[start SUPPLIED INFORMATION]

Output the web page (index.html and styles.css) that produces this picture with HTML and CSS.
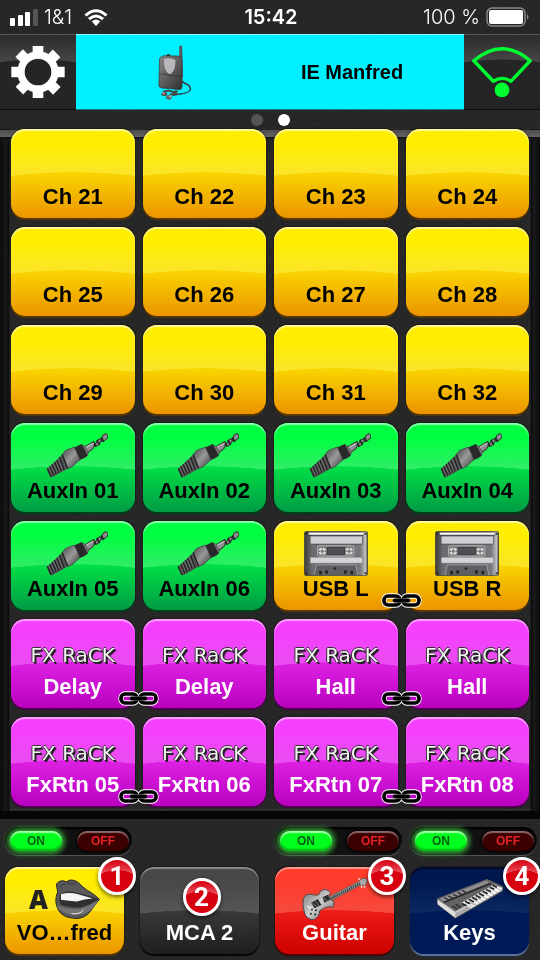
FILE: index.html
```html
<!DOCTYPE html>
<html lang="en">
<head>
    <meta charset="utf-8">
    <meta name="viewport" content="width=device-width, initial-scale=1">
    <title>Monitor mixer</title>
    <link rel="stylesheet" href="styles.css">
</head>
<body>
    <svg class="grain" aria-hidden="true">
        <filter id="noise"><feTurbulence type="fractalNoise" baseFrequency="0.5" numOctaves="2"/><feColorMatrix type="matrix" values="1 0 0 0 0  1 0 0 0 0  1 0 0 0 0  0 0 0 0 1"/></filter>
        <rect width="100%" height="100%" filter="url(#noise)"/>
    </svg>
    <svg class="defs" aria-hidden="true">
        <defs>
            <linearGradient id="metal" x1="0" y1="0" x2="1" y2="1"><stop offset="0" stop-color="#444"/><stop offset=".5" stop-color="#999"/><stop offset="1" stop-color="#333"/></linearGradient>
            <linearGradient id="shell" x1="0" y1="0" x2="1" y2="1"><stop offset="0" stop-color="#8a8a8a"/><stop offset="1" stop-color="#2e2e2e"/></linearGradient>
            <linearGradient id="case"><stop offset="0" stop-color="#3c3c3e"/><stop offset=".12" stop-color="#6c6c70"/><stop offset=".88" stop-color="#77777b"/><stop offset=".97" stop-color="#c0c0c2"/><stop offset="1" stop-color="#444"/></linearGradient>
            <linearGradient id="wood" x1="0" y1="0" x2="1" y2="1"><stop offset="0" stop-color="#777"/><stop offset=".5" stop-color="#ccc"/><stop offset="1" stop-color="#666"/></linearGradient>
        </defs>
        <symbol id="jack" viewBox="0 0 184 132">
            <path d="M112 42L142 24l5 9 6-13 8-4 3 5 5-14 8-6 7 5-2 9-12 9-7-1-5 11-9 5-4-6-6 13-18 13z" fill="#8e8e90" stroke="#38383a" stroke-width="3"/>
            <path d="M140 27l8 13M151 20l8 14M164 12l7 13" stroke="#222" stroke-width="5"/>
            <path d="M117 43L142 29" stroke="#c4c4c4" stroke-width="3"/>
            <path d="M104 34l11 4 11 20-5 10-12 8z" fill="#777" stroke="#444" stroke-width="2"/>
            <path d="M82 43l24-11 18 34-24 14-8 2z" fill="#29292b"/>
            <path d="M48 63l10-12 26-10 17 37-22 20-14 7z" fill="url(#metal)" stroke="#38383a" stroke-width="2"/>
            <path d="M2 107l4-4 42-39 18 40-46 26-8 0z" fill="#555557"/>
            <path d="M4 104l12 26M11 98l12 27M18 92l12 29M25 85l13 32M32 79l13 33M40 71l14 37M48 63l16 41" stroke="#222" stroke-width="4"/>
            <path d="M8 102l11 24M15 95l11 25M22 90l12 25M29 83l12 28M36 77l13 28" stroke="#89898b" stroke-width="1.500"/>
        </symbol>
        <symbol id="tape" viewBox="0 0 190 134">
            <rect x="1" y="1" width="188" height="132" rx="6" fill="url(#case)" stroke="#333" stroke-width="2"/>
            <path d="M14 8H176" stroke="#fff" stroke-width="6"/><path d="M12 13H178" stroke="#333" stroke-width="2"/>
            <rect x="18" y="15" width="156" height="24" rx="2" fill="#d0d0d4" stroke="#444" stroke-width="2"/>
            <rect x="18" y="78" width="156" height="18" rx="2" fill="#d4d4d6" stroke="#555"/>
            <rect x="40" y="44" width="108" height="31" rx="4" fill="#77777b" stroke="#cfcfd2" stroke-width="2"/>
            <rect x="70" y="49" width="50" height="21" fill="#505054" stroke="#303032" stroke-width="2"/>
            <circle cx="54" cy="60" r="11" fill="#ddd"/><circle cx="134" cy="60" r="11" fill="#ddd"/>
            <circle cx="54" cy="60" r="5" fill="#777"/><circle cx="134" cy="60" r="5" fill="#777"/>
            <path d="M54 49v4M54 67v4M43 60h4M61 60h4M134 49v4M134 67v4M123 60h4M141 60h4" stroke="#333" stroke-width="3"/>
            <path d="M30 132l6-31h118l6 31" fill="#606064" stroke="#b0b0b2" stroke-width="2"/>
            <g fill="#222"><circle cx="92" cy="112" r="4"/><circle cx="7" cy="8" r="3"/><circle cx="183" cy="8" r="3"/><circle cx="7" cy="126" r="3"/><circle cx="183" cy="126" r="3"/><rect x="45" y="119" width="8" height="10"/><rect x="63" y="117" width="8" height="10"/><rect x="119" y="117" width="8" height="10"/><rect x="138" y="119" width="8" height="10"/></g>
        </symbol>
        <symbol id="chain" viewBox="0 0 123 45">
            <g fill="none" stroke="#fff" stroke-width="16"><rect x="9" y="9" width="48" height="27" rx="12"/><rect x="66" y="9" width="48" height="27" rx="12"/></g>
            <g fill="none" stroke="#000" stroke-width="11"><rect x="9" y="9" width="48" height="27" rx="12"/><rect x="66" y="9" width="48" height="27" rx="12"/></g>
            <path d="M41 22.500H82" stroke="#777" stroke-width="13" stroke-linecap="round"/>
            <path d="M41 22.500H82" stroke="#000" stroke-width="11" stroke-linecap="round"/>
        </symbol>
    </svg>

    <header class="status">
        <div class="carrier">
            <svg width="28" height="17" viewBox="0 0 28 17" fill="#fff"><rect y="9" width="5" height="8" rx="1"/><rect x="8" y="6" width="5" height="11" rx="1"/><rect x="15" y="3" width="5" height="14" rx="1"/><rect x="23" width="5" height="17" rx="1" fill="#555"/></svg>
            <span>1&amp;1</span>
            <svg class="wifi" width="24" height="17" viewBox="0 0 24 17"><path d="M1.500 6.500Q12-3 22.500 6.500M5 10.200q7-6.500 14 0" fill="none" stroke="#fff" stroke-width="3"/><path d="M7.800 12.500q4.200-4 8.400 0L12 17z" fill="#fff"/></svg>
        </div>
        <time class="clock">15:42</time>
        <div class="battery">
            <span>100 %</span>
            <svg width="44" height="20" viewBox="0 0 44 20"><rect x="1" y="1" width="38" height="18" rx="5" fill="none" stroke="#888" stroke-width="1.500"/><rect x="3" y="3" width="34" height="14" rx="2" fill="#fff"/><path d="M41 7q3 3 0 6z" fill="#888"/></svg>
        </div>
    </header>

    <nav class="topbar">
        <button class="tool" aria-label="Settings">
            <svg width="54" height="52" viewBox="0 0 160 156" fill="#fff">
                <circle cx="80" cy="78" r="51" fill="none" stroke="#fff" stroke-width="22"/>
                <g id="teeth"><path d="M64-1h32v24H64zM64 133h32v24H64z"/><path d="M0 62h24v32H0zM136 62h24v32h-24z"/></g>
                <use href="#teeth" transform="rotate(45 80 78)"/>
            </svg>
        </button>
        <button class="bus">
            <span class="bus-icon">
                <svg width="34" height="55" viewBox="0 0 100 164">
                    <path d="M68 104q6 10 20 14 12 8 6 18-8 8-28 10l-22 4" fill="none" stroke="#333" stroke-width="4"/>
                    <path d="M63 4q4-5 8 0l3 94H62z" fill="#4b4b50"/><path d="M65 6v88" stroke="#777" stroke-width="2"/>
                    <path d="M24 30q6-6 12 0v8H24z" fill="#333"/>
                    <path d="M4 40q4-6 12-8l44 1q10 2 11 12v80q-1 8-9 8l-52-5q-8-1-8-8z" fill="url(#shell)" stroke="#333" stroke-width="2"/>
                    <path d="M17 42q17-6 34 2 2 30-12 41-5 3-10-1Q16 72 17 42z" fill="#b8b8bc"/>
                    <path d="M3 86l66 8" stroke="#333" stroke-width="2"/>
                    <path d="M14 140l16-4 14 4 14-2M24 158l14-10 18-4" stroke="#444" stroke-width="6" fill="none"/>
                    <ellipse cx="18" cy="146" rx="9" ry="6" fill="#555"/><ellipse cx="32" cy="156" rx="8" ry="7" fill="#666"/><circle cx="16" cy="144" r="3" fill="#bbb"/><circle cx="35" cy="153" r="3" fill="#bbb"/>
                </svg>
            </span>
            <span class="bus-name">IE Manfred</span>
        </button>
        <button class="tool" aria-label="Connection">
            <svg width="60" height="52" viewBox="0 0 178 155"><path d="M5 44Q89-28 173 44L116 105Q89 88 63 105z" fill="none" stroke="#00ff30" stroke-width="10" stroke-linejoin="round"/><circle cx="89" cy="131" r="22" fill="#00ff30"/></svg>
        </button>
    </nav>
    <div class="pages"><i class="dot"></i><i class="dot active"></i></div>

    <main class="tray">
        <button class="tile yellow"><span class="name">Ch 21</span></button>
        <button class="tile yellow"><span class="name">Ch 22</span></button>
        <button class="tile yellow"><span class="name">Ch 23</span></button>
        <button class="tile yellow"><span class="name">Ch 24</span></button>
        <button class="tile yellow"><span class="name">Ch 25</span></button>
        <button class="tile yellow"><span class="name">Ch 26</span></button>
        <button class="tile yellow"><span class="name">Ch 27</span></button>
        <button class="tile yellow"><span class="name">Ch 28</span></button>
        <button class="tile yellow"><span class="name">Ch 29</span></button>
        <button class="tile yellow"><span class="name">Ch 30</span></button>
        <button class="tile yellow"><span class="name">Ch 31</span></button>
        <button class="tile yellow"><span class="name">Ch 32</span></button>

        <button class="tile green"><svg class="icon jack"><use href="#jack"/></svg><span class="name">AuxIn 01</span></button>
        <button class="tile green"><svg class="icon jack"><use href="#jack"/></svg><span class="name">AuxIn 02</span></button>
        <button class="tile green"><svg class="icon jack"><use href="#jack"/></svg><span class="name">AuxIn 03</span></button>
        <button class="tile green"><svg class="icon jack"><use href="#jack"/></svg><span class="name">AuxIn 04</span></button>
        <button class="tile green"><svg class="icon jack"><use href="#jack"/></svg><span class="name">AuxIn 05</span></button>
        <button class="tile green"><svg class="icon jack"><use href="#jack"/></svg><span class="name">AuxIn 06</span></button>
        <button class="tile yellow"><svg class="icon"><use href="#tape"/></svg><span class="name">USB L</span><svg class="link"><use href="#chain"/></svg></button>
        <button class="tile yellow"><svg class="icon"><use href="#tape"/></svg><span class="name">USB R</span></button>

        <button class="tile pink"><span class="fx">FX RaCK</span><span class="name">Delay</span><svg class="link"><use href="#chain"/></svg></button>
        <button class="tile pink"><span class="fx">FX RaCK</span><span class="name">Delay</span></button>
        <button class="tile pink"><span class="fx">FX RaCK</span><span class="name">Hall</span><svg class="link"><use href="#chain"/></svg></button>
        <button class="tile pink"><span class="fx">FX RaCK</span><span class="name">Hall</span></button>
        <button class="tile pink"><span class="fx">FX RaCK</span><span class="name">FxRtn 05</span><svg class="link"><use href="#chain"/></svg></button>
        <button class="tile pink"><span class="fx">FX RaCK</span><span class="name">FxRtn 06</span></button>
        <button class="tile pink"><span class="fx">FX RaCK</span><span class="name">FxRtn 07</span><svg class="link"><use href="#chain"/></svg></button>
        <button class="tile pink"><span class="fx">FX RaCK</span><span class="name">FxRtn 08</span></button>
    </main>

    <footer class="groups">
        <div class="group">
            <div class="switch"><button class="on">ON</button><button class="off">OFF</button></div>
            <button class="tile small yellow">
                <span class="icons"><b class="letter">A</b>
                    <svg width="45" height="41" viewBox="0 0 136 122">
                        <path d="M4 14Q18-2 34 8 48-4 68 8 82 22 98 34q14 6 36 26-14 18-28 38-18 22-46 20-38-2-50-26Q-4 68 8 38z" fill="#59595b" stroke="#242426" stroke-width="3"/>
                        <path d="M14 44q24-12 52-4 28 6 66 20-24 16-52 25-36 2-64-9-4-12-2-32z" fill="#303032"/>
                        <path d="M18 44q28-6 52 1l44 13q-26 2-48 9-24-2-48-5z" fill="#f4f4f4"/>
                        <path d="M6 80q42 16 78 6 26-8 46-23-18 42-66 44-34 0-54-19z" fill="#747476"/>
                        <path d="M50 104q24 3 36-11" fill="none" stroke="#eee" stroke-width="3"/><path d="M36 10q10 9 26 2M14 24q8-12 18-9" fill="none" stroke="#38383a" stroke-width="3"/>
                    </svg>
                </span>
                <span class="name">VO…fred</span><span class="badge">1</span>
            </button>
        </div>
        <div class="group">
            <button class="tile small gray"><span class="name">MCA 2</span><span class="badge center">2</span></button>
        </div>
        <div class="group">
            <div class="switch"><button class="on">ON</button><button class="off">OFF</button></div>
            <button class="tile small red">
                <span class="icons">
                    <svg width="66" height="42" viewBox="0 0 200 126">
                        <path d="M80 57L172 10l8-8 14-2 4 8-5 13-18 1L84 70z" fill="#aaa" stroke="#444" stroke-width="2"/>
                        <path d="M84 63L176 15" stroke="#3c3c3c" stroke-width="7"/><path d="M84 63L176 15" stroke="#ccc" stroke-width="5" stroke-dasharray="2 5"/>
                        <path d="M174 5l-3-6M182 0l-3-7M190-1V-6M179 22l3 8M188 22l3 7" stroke="#ddd" stroke-width="4"/>
                        <path d="M4 62q8-18 28-12 16 4 20-2 4-14 20-14 8 2 14 10-10 10 0 20l12 8-4 16-12-2q-18 4-28 12-2 22-20 28-20-2-26-20Q0 84 4 62z" fill="url(#wood)" stroke="#4a4a4a" stroke-width="3"/>
                        <path d="M28 74l20-11 11 18-21 10zM62 58l16-8 7 15-17 9z" fill="#2a2a2a"/><path d="M31 76l17 12M64 59l14 11M40 70l12 14" stroke="#aaa" stroke-width="2"/>
                        <g fill="#222"><circle cx="30" cy="95" r="3"/><circle cx="42" cy="97" r="3"/><circle cx="27" cy="108" r="3"/><circle cx="40" cy="110" r="3"/></g>
                        <path d="M16 84l13 8" stroke="#eee" stroke-width="4"/>
                    </svg>
                </span>
                <span class="name">Guitar</span><span class="badge">3</span>
            </button>
        </div>
        <div class="group">
            <div class="switch"><button class="on">ON</button><button class="off">OFF</button></div>
            <button class="tile small navy">
                <span class="icons">
                    <svg width="68" height="42" viewBox="0 0 202 126">
                        <path d="M3 62L152 4l48 22-1 13L57 121 4 79z" fill="#aaa" stroke="#444" stroke-width="2"/>
                        <path d="M3 62L152 4l47 21L56 100z" fill="#636365"/>
                        <path d="M10 62L150 8l10 5L22 70z" fill="#919193"/>
                        <path d="M72 76L173 19l25 10-1 8-94 55z" fill="#f8f8f8" stroke="#333"/>
                        <path d="M80 82l24-11M86 87l23-12M97 88l21-12M90 66l32 17M101 60l32 17M112 54l32 17M123 48l32 17M134 42l31 16M145 36l31 15M156 30l30 15M166 24l28 13" stroke="#777" stroke-width="1.500"/>
                        <path d="M76 76l16 8M86 70l16 8M97 64l16 8M107 58l16 8M118 52l15 8M128 46l15 8M139 40l15 7M149 34l15 7M160 28l14 6M169 22l13 6" stroke="#222" stroke-width="5"/>
                        <path d="M22 74L164 16" stroke="#222" stroke-width="4"/><path d="M23 59l15 7M36 54l14 7M50 49l13 6M64 43l12 6M78 38l11 5M48 84l15 10M58 79l15 10" stroke="#303032" stroke-width="4"/>
                        <path d="M3 65L57 103v16L4 79z" fill="#ddd"/><path d="M57 104L104 77" stroke="#ddd" stroke-width="3"/>
                    </svg>
                </span>
                <span class="name">Keys</span><span class="badge">4</span>
            </button>
        </div>
    </footer>
</body>
</html>
```

FILE: styles.css
```css
* {
    box-sizing: border-box;
}

html {
    background-color: #1b1b1b;
}

body {
    margin: 0;
    min-height: 100vh;
    display: flex;
    flex-direction: column;
    overflow-x: hidden;
    color: #fff;
    font-family: "Liberation Sans", Arial, sans-serif;
}

button {
    margin: 0;
    padding: 0;
    border: none;
    color: inherit;
    font-family: inherit;
    cursor: pointer;
}

svg {
    display: block;
}

.grain {
    position: fixed;
    top: 0;
    left: 0;
    width: 100%;
    height: 100%;
    z-index: -1;
    opacity: 0.08;
}

.defs {
    position: absolute;
    width: 0;
    height: 0;
}

/* status bar */
.status {
    display: grid;
    grid-template-columns: 1fr auto 1fr;
    align-items: center;
    height: 34px;
    padding: 0 10px;
    font-family: Inter, sans-serif;
    font-size: 20px;
    font-weight: 300;
}

.carrier,
.battery {
    display: flex;
    align-items: center;
    gap: 6px;
}

.battery {
    justify-content: flex-end;
}

.wifi {
    margin-left: 6px;
}

.clock {
    font-size: 20px;
    font-weight: 600;
    padding-left: 2px;
}

/* selected bus */
.topbar {
    display: flex;
    height: 76px;
}

.tool {
    display: flex;
    align-items: center;
    justify-content: center;
    width: 76px;
    border-top: 1px solid #555;
    border-bottom: 1px solid #0c0c0c;
    background: radial-gradient(ellipse 130px 60px at 50% 84px, #252525 98%, transparent 100%), linear-gradient(#2b2b2b, #4a4a4a 40%);
}

.bus {
    flex: 1;
    display: grid;
    grid-template-columns: 1fr 1fr;
    align-items: center;
    border-top: 1px solid #8ff8ff;
    border-bottom: 1px solid #087b83;
    background-color: #00f0ff;
    color: #000;
    font-size: 20px;
    font-weight: bold;
}

.bus-icon {
    display: flex;
    justify-content: center;
    padding-left: 4px;
}

.bus-name {
    padding-right: 30px;
}

.pages {
    display: flex;
    justify-content: center;
    align-items: center;
    gap: 15px;
    height: 19px;
}

.dot {
    width: 12px;
    height: 12px;
    border-radius: 50%;
    background-color: #555;
}

.dot.active {
    background-color: #fff;
}

/* channels */
.tray {
    display: grid;
    grid-template-columns: repeat(4, 1fr);
    gap: 9px 8px;
    padding: 0 11px 5px;
    border-bottom: 8px solid #060606;
    background:
        linear-gradient(transparent 1px, #4c4c4c 1px, #626262 8px, #111 8px, transparent 11px) 0 0 / 100% 12px no-repeat,
        linear-gradient(90deg, #0c0c0c, #1b1b1b 7px, #050505 8px, transparent 10px) 0 0 / 10px 100% no-repeat,
        linear-gradient(270deg, #0c0c0c, #1b1b1b 7px, #050505 8px, transparent 10px) 100% 0 / 10px 100% no-repeat,
        linear-gradient(#3a3a3a, #222) 0 100% / 100% 2px no-repeat;
}

.tile {
    position: relative;
    display: flex;
    flex-direction: column;
    align-items: center;
    justify-content: flex-end;
    height: 89px;
    padding-bottom: 8px;
    border-radius: 14px;
    background: linear-gradient(var(--low) 45%, var(--end));
    box-shadow: 0 2px 1px var(--edge), 0 0 2px #000;
    font-size: 22px;
    line-height: 26px;
    font-weight: bold;
}

/* curved gloss on the upper half */
.tile::before {
    content: "";
    position: absolute;
    top: 0;
    left: 0;
    width: 100%;
    height: 47px;
    border-radius: 14px 14px 0 0;
    background: linear-gradient(var(--top) 30%, var(--mid));
    box-shadow: inset 0 2px 1px var(--shine);
    -webkit-mask-image: radial-gradient(ellipse 180px 57px at 50% 100px, transparent 99%, #000 100%);
    mask-image: radial-gradient(ellipse 180px 57px at 50% 100px, transparent 99%, #000 100%);
}

.yellow {
    --top: #ffee00;
    --mid: #fbe42b;
    --low: #fada00;
    --end: #ec9400;
    --edge: #5a3900;
    --shine: #fff8a0;
    color: #000;
}

.green {
    --top: #00ff40;
    --mid: #31ec69;
    --low: #00e645;
    --end: #009b45;
    --edge: #00421b;
    --shine: #8fffae;
    color: #000;
}

.pink {
    --top: #f540ff;
    --mid: #e94df0;
    --low: #e024e6;
    --end: #b900bf;
    --edge: #4c004f;
    --shine: #fca8ff;
}

.gray {
    --top: #484848;
    --mid: #565656;
    --low: #3c3c3c;
    --end: #1e1e1e;
    --edge: #050505;
    --shine: #8a8a8a;
}

.red {
    --top: #ff3b2b;
    --mid: #f54a40;
    --low: #f01f1b;
    --end: #cc0000;
    --edge: #4b0000;
    --shine: #ff9b90;
}

.navy {
    --top: #00174f;
    --mid: #0c2a63;
    --low: #001a58;
    --end: #001a58;
    --edge: #5b75a5;
    --shine: #000a28;
}

.name,
.icon,
.icons,
.fx {
    position: relative;
}

.icon {
    width: 64px;
    height: 45px;
}

.jack {
    width: 62px;
    margin-left: 8px;
}

.fx {
    margin-bottom: 7px;
    color: #f4f4f4;
    font-family: "DejaVu Sans", sans-serif;
    font-size: 20px;
    line-height: 24px;
    font-weight: normal;
    text-shadow: 2px 2px 0 #222, 1px 1px 0 #222, -1px 0 0 #333, 0 -1px 0 #333;
}

.link {
    position: absolute;
    right: -24px;
    bottom: 2px;
    width: 41px;
    height: 15px;
    z-index: 1;
}

/* mute groups */
.groups {
    display: grid;
    grid-template-columns: repeat(4, 1fr);
    padding: 8px 0 7px;
}

.group {
    display: flex;
    flex-direction: column;
    justify-content: flex-end;
    gap: 12px;
    padding: 0 3px 0 5px;
}

.switch {
    display: flex;
    align-items: center;
    justify-content: space-between;
    height: 28px;
    padding: 0 3px 0 5px;
    border-radius: 14px;
    background-color: #111;
    box-shadow: inset 0 2px 2px #000, 0 1px 0 #555;
}

.switch button {
    width: 52px;
    height: 20px;
    border-radius: 10px;
    font-size: 12px;
    font-weight: bold;
}

.on {
    background-color: #00ff1e;
    box-shadow: 0 0 5px 3px #359b35, inset 0 2px 1px #a0ffa8, inset 0 -2px 2px #00b914;
    color: #045d10;
}

.off {
    background-color: #3b0000;
    box-shadow: inset 0 2px 1px #8d6767, 0 0 2px 1px #000;
    color: #e42222;
}

.small {
    height: 87px;
    margin-right: 8px;
}

.icons {
    display: flex;
    align-items: center;
    justify-content: center;
    gap: 7px;
    height: 42px;
}

.letter {
    color: #222;
    font-family: "Open Sans", sans-serif;
    font-size: 26px;
    font-weight: 800;
}

.badge {
    position: absolute;
    top: -10px;
    right: -12px;
    width: 38px;
    height: 38px;
    border: 3px solid #fff;
    border-radius: 50%;
    background: radial-gradient(ellipse 26px 18px at 50% 28px, #d6000f 98%, transparent 100%), linear-gradient(#d6000f, #ef7780 60%);
    box-shadow: 0 2px 4px rgba(0, 0, 0, 0.6);
    color: #fff;
    font-family: Roboto, sans-serif;
    font-size: 26px;
    line-height: 32px;
    text-align: center;
}

.badge.center {
    top: 11px;
    right: auto;
    left: calc(50% - 17px);
}
```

[end SUPPLIED INFORMATION]

• [WORK TO COMPLETE]:
In the material above, find the lines that contain "index" and show them.

• [FULL ANSWER]:
Output the web page (index.html and styles.css) that produces this picture with HTML and CSS.
FILE: index.html
    z-index: -1;
    z-index: 1;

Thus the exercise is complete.